After the Chase
After the Chase
Wyeth, Andrew Newell
Watercolor and gouache on paper
28 1/8 x 19 1/8 inches
Wichita Art Museum, Gift of an anonymous donor in memory of Lee E. Phillips, Jr.
Not Currently on Display
About the Artwork
Andrew Wyeth enjoyed wide public admiration in his long and successful career, but sometimes suffered from critical disdain of a realistic style that owed much to the techniques of his famous father, illustrator N.C. Wyeth. Painting primarily in tempera and occasionally in watercolor, Andrew Wyeth devoted his art to portraying the people and rural locales where he and his family lived, in winter Chadds Ford, Pennsylvania, and in summer Cushing, Maine. Wyeth is celebrated for his meticulous draftsmanship and clarity of detail. However, his realism never equated with passive description. Wyeth employed a selective eye—deleting or moving objects, restricting his color palette, manipulating light and shadow contrasts, and providing more linear detail than is optimum for the human eye—so as to achieve compositions that invited philosophical reverie.
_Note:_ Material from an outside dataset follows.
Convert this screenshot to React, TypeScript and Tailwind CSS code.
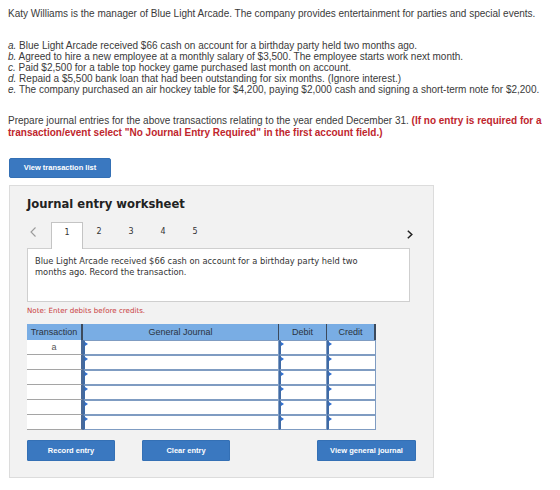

After the Chase is typically Wyeth in its autobiographical reference. The principal figure, a handsome golden Labrador retriever seen seated in the foreground, panting slightly because he has presumably just completed a chase after some woodland creature, is one of the family pets. In the background is a view of the back of one of the old structures comprising a local landmark called Brinton’s Mill. As is well known to Wyeth aficionados, the latter is a group of stone buildings operated in the 18th century as a gristmill that were restored for use as a home, studio, and storage facilities under the direction of Wyeth’s wife Betsy.
Because the scene is presented in brown shadows with only a patch of gray sky visible in the upper left and two isolated rays of sunlight penetrating the verdant browns and olive greens of the woods to illuminate the principal subjects of yellow dog and yellow building, the viewer feels that she has magically walked into the mind of Robert Frost where the woods are “lovely, dark, and deep.” However, the intimations of decay and death so often primary in Frost’s poetry and Wyeth’s imagery are muted here. A warm comfortable silence surrounds the dog. He rests in sunlight, half closing an eye in contentment, while remaining alert to the scents and sounds of an awakening spring: the tiny white star-shaped blossoms of early anemones sparkle against the wet umber-colored ground on the left, and new growth appears in varied shades of green in vines, grasses, and leafy plants around the base of the large tree claiming center stage. For this moment of bliss, death recedes into the background, a destination placed on hold.
 In the 1961 painting of Betsy lying down in blueberry patch, hat over her face, with dog lying in the grass beside her, (Distant Thunder)Wyeth identified that dog as Rattler, Andrew Wyeth, Autobiography, introduction by Thomas Hoving (Little, Brown, and Company: Boston, New York, Toronto, London, in association with the Nelson-Atkins Museum of Art, Kansas City, MO, 1995), p. 57. The dog in After the Chase is similar in looks, and this painting dates four years later. However, the Wyeths often had more than one dog at a time and thus this may be Rattler or perhaps a bunkie of Rattler’s.
 Mahonri Sharp Young , “Wyeth and Manet in Philadelphia,” Apollo, Vol. LXXXVI: No. 57, Nov. 1966, made a very perceptive comment about the state of Maine, Wyeth’s Maine, that could well apply to Wyeth’s art as well, “It is a country of the mind, and a private one at that.” P. 403.